Effects of wavelength routing and selection algorithms on Wavelength conversion gain in WDM optical networks

Wavelength division multiplexing technology is emerging as the transmission mechanism for future optical networks, In these networks, it is desired that a wavelength can be routed without electrical conversions, Two technologies are possible for this purpose: Wavelength Selective Cross-Connects (WSXC), and Wavelength Interchanging Cross-Connects (WIXC) which involve wavelength conversion.

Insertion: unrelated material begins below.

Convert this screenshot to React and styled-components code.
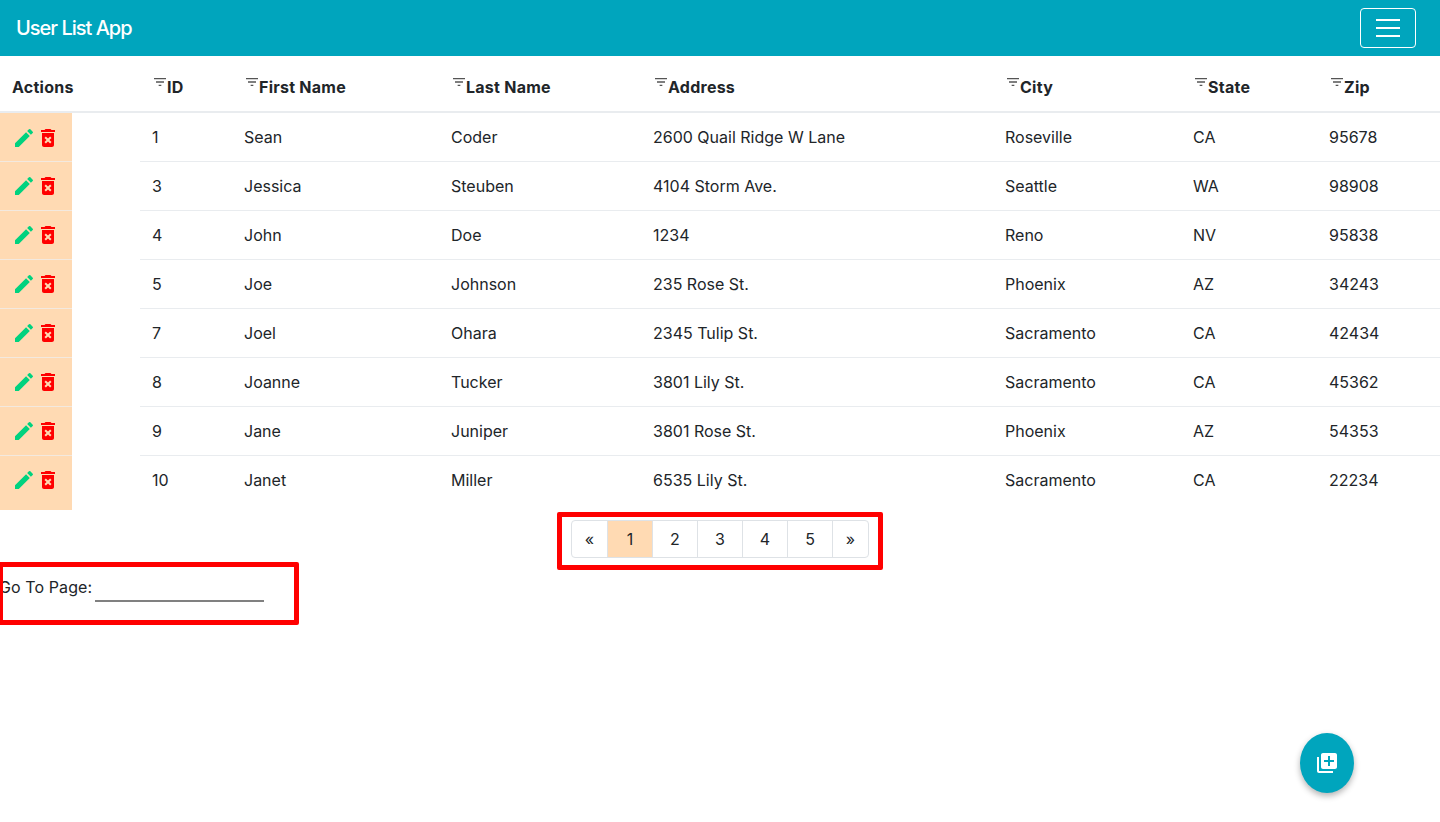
import React from 'react';
import styled, { createGlobalStyle } from 'styled-components';
import {
  MdFilterList, MdEdit, MdDeleteForever, MdLibraryAdd,
} from 'react-icons/md';

const TEAL = '#00a5bd';
const PEACH = '#ffdab3';

const COLUMNS = [
  { key: 'id', label: 'ID', width: 92 },
  { key: 'first', label: 'First Name', width: 207 },
  { key: 'last', label: 'Last Name', width: 202 },
  { key: 'address', label: 'Address', width: 352 },
  { key: 'city', label: 'City', width: 188 },
  { key: 'state', label: 'State', width: 136 },
  { key: 'zip', label: 'Zip', width: 123 },
];

const USERS = [
  { id: 1, first: 'Sean', last: 'Coder', address: '2600 Quail Ridge W Lane', city: 'Roseville', state: 'CA', zip: '95678' },
  { id: 3, first: 'Jessica', last: 'Steuben', address: '4104 Storm Ave.', city: 'Seattle', state: 'WA', zip: '98908' },
  { id: 4, first: 'John', last: 'Doe', address: '1234', city: 'Reno', state: 'NV', zip: '95838' },
  { id: 5, first: 'Joe', last: 'Johnson', address: '235 Rose St.', city: 'Phoenix', state: 'AZ', zip: '34243' },
  { id: 7, first: 'Joel', last: 'Ohara', address: '2345 Tulip St.', city: 'Sacramento', state: 'CA', zip: '42434' },
  { id: 8, first: 'Joanne', last: 'Tucker', address: '3801 Lily St.', city: 'Sacramento', state: 'CA', zip: '45362' },
  { id: 9, first: 'Jane', last: 'Juniper', address: '3801 Rose St.', city: 'Phoenix', state: 'AZ', zip: '54353' },
  { id: 10, first: 'Janet', last: 'Miller', address: '6535 Lily St.', city: 'Sacramento', state: 'CA', zip: '22234' },
];

const PAGES = ['«', '1', '2', '3', '4', '5', '»'];

const App = () => (
  <>
    <GlobalStyle />
    <Navbar>
      <Brand>User List App</Brand>
      <Toggler type="button" aria-label="Toggle navigation">
        <TogglerLine />
        <TogglerLine />
        <TogglerLine />
      </Toggler>
    </Navbar>

    <Table>
      <colgroup>
        <col width={140} />
        {COLUMNS.map(({ key, width }) => <col key={key} width={width} />)}
      </colgroup>
      <thead>
        <tr>
          <HeadCell>Actions</HeadCell>
          {COLUMNS.map(({ key, label }) => (
            <HeadCell key={key}>
              <FilterIcon />
              {label}
            </HeadCell>
          ))}
        </tr>
      </thead>
      <tbody>
        {USERS.map((user, index) => (
          <tr key={user.id}>
            <ActionCell>
              <ActionBox $last={index === USERS.length - 1}>
                <EditIcon />
                <DeleteIcon />
              </ActionBox>
            </ActionCell>
            {COLUMNS.map(({ key }) => <Cell key={key}>{user[key]}</Cell>)}
          </tr>
        ))}
      </tbody>
    </Table>

    <PaginationRow>
      <Pagination>
        <Highlight $inset="-9px -15px -13px" />
        {PAGES.map((page) => (
          <PageItem
            key={page}
            $active={page === '1'}
            $plain={page === '1' || page === '2'}
            $narrow={page === '«' || page === '»'}
          >
            {page}
          </PageItem>
        ))}
      </Pagination>
    </PaginationRow>

    <GoToPage>
      <Highlight $inset="0 0 0 -2px" />
      <GoToLabel htmlFor="goto">Go To Page:</GoToLabel>
      <GoToInput id="goto" type="text" />
    </GoToPage>

    <Fab type="button" aria-label="Add user">
      <MdLibraryAdd size={24} />
    </Fab>
  </>
);

const GlobalStyle = createGlobalStyle`
  body {
    margin: 0;
    font-family: Inter, "Liberation Sans", sans-serif;
    font-size: 16px;
    line-height: 24px;
    color: #212529;
    background: #fff;
  }
`;

const Navbar = styled.nav`
  display: flex;
  align-items: center;
  justify-content: space-between;
  height: 56px;
  padding: 0 24px 0 16px;
  box-sizing: border-box;
  background: ${TEAL};
`;

const Brand = styled.span`
  font-size: 20px;
  font-weight: 500;
  color: #fff;
  letter-spacing: -1px;
`;

const Toggler = styled.button`
  display: flex;
  flex-direction: column;
  align-items: center;
  justify-content: center;
  gap: 6px;
  width: 56px;
  height: 40px;
  padding: 0;
  background: transparent;
  border: 1px solid #fff;
  border-radius: 4px;
`;

const TogglerLine = styled.span`
  width: 24px;
  height: 2px;
  background: #fff;
`;

const Table = styled.table`
  width: 1440px;
  table-layout: fixed;
  border-collapse: separate;
  border-spacing: 0;
`;

const HeadCell = styled.th`
  height: 57px;
  padding: 12px;
  box-sizing: border-box;
  text-align: left;
  vertical-align: bottom;
  font-weight: 700;
  letter-spacing: 0.25px;
  border-bottom: 2px solid #e9ecef;
`;

const FilterIcon = styled(MdFilterList).attrs({ size: 16 })`
  color: #555;
  vertical-align: 3px;
  margin-right: -1px;
`;

const ActionCell = styled.td`
  padding: 0;
  height: 49px;
  vertical-align: top;
`;

const ActionBox = styled.div`
  display: flex;
  align-items: center;
  width: 72px;
  height: ${({ $last }) => ($last ? 54 : 49)}px;
  margin-bottom: ${({ $last }) => ($last ? -5 : 0)}px;
  padding: ${({ $last }) => ($last ? '0 0 6px 12px' : '0 0 0 12px')};
  box-sizing: border-box;
  background: ${PEACH};
  border-bottom: ${({ $last }) => ($last ? 'none' : '1px solid #f3e9df')};
  tr:first-child & {
    padding-top: 2px;
  }
`;

const EditIcon = styled(MdEdit).attrs({ size: 24 })`
  color: #00d27f;
`;

const DeleteIcon = styled(MdDeleteForever).attrs({ size: 24 })`
  color: #ff0000;
`;

const Cell = styled.td`
  height: 49px;
  padding: 12px;
  box-sizing: border-box;
  border-bottom: 1px solid #e9ecef;
  tr:last-child & {
    border-bottom-color: transparent;
  }
`;

const PaginationRow = styled.div`
  display: flex;
  justify-content: center;
  margin-top: 15px;
`;

const Pagination = styled.ul`
  position: relative;
  display: flex;
  height: 38px;
  margin: 0;
  padding: 0;
  list-style: none;
  box-sizing: border-box;
  border: 1px solid #dee2e6;
  border-radius: 4px;
`;

const PageItem = styled.li`
  width: ${({ $narrow }) => ($narrow ? 35 : 45)}px;
  box-sizing: border-box;
  line-height: 36px;
  text-align: center;
  background: ${({ $active }) => ($active ? PEACH : 'transparent')};
  & + & {
    border-left: ${({ $plain }) => ($plain ? 'none' : '1px solid #dee2e6')};
  }
  &:last-child {
    width: 36px;
  }
`;

const Highlight = styled.span`
  position: absolute;
  inset: ${({ $inset }) => $inset};
  border: 5px solid #ff0000;
  border-radius: 2px;
  pointer-events: none;
`;

const GoToPage = styled.div`
  position: relative;
  display: flex;
  align-items: flex-start;
  width: 299px;
  height: 63px;
  margin-top: 4px;
  padding-top: 13px;
  box-sizing: border-box;
`;

const GoToLabel = styled.label`
  margin-left: -1px;
  letter-spacing: 0.1px;
`;

const GoToInput = styled.input`
  width: 169px;
  height: 25px;
  margin-left: 3px;
  padding: 0;
  background: transparent;
  border: none;
  border-bottom: 2px solid #808080;
  outline: none;
`;

const Fab = styled.button`
  position: fixed;
  right: 86px;
  bottom: 29px;
  display: flex;
  align-items: center;
  justify-content: center;
  width: 54px;
  height: 60px;
  padding: 0;
  color: #fff;
  background: ${TEAL};
  border: none;
  border-radius: 50%;
  box-shadow: 0 3px 6px rgba(0, 0, 0, 0.3);
`;

export default App;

It is believed that wavelength converters may improve the blocking performance, but there is a mix of results in the literature, In this paper, we use two metrics to quantify this gain: reduction in blocking probability and increase in maximum utilization, compared to a network without converters, We study effects of wavelength routing and selection algorithms on these measures for mesh networks, We propose two k shortest path algorithms for selecting the route-wavelength pair: one selecting the pair that maximizes conversion gain (called the MHLR algorithm), and another selecting the least loaded pair (called the LLR algorithm). The LLR algorithm achieves much better blocking performance compared to the MHLR algorithm while conversion gains for both algorithms are comparable. We also conclude that conversion gains can be orders of magnitude larger with these algorithms compared to the shortest path routing. However, these large gains are not realized in a sufficiently wide utilization region, and are diminished with an increased number of fibers. Therefore, overall usefulness of wavelength conversion in long-distance networks emerges as questionable.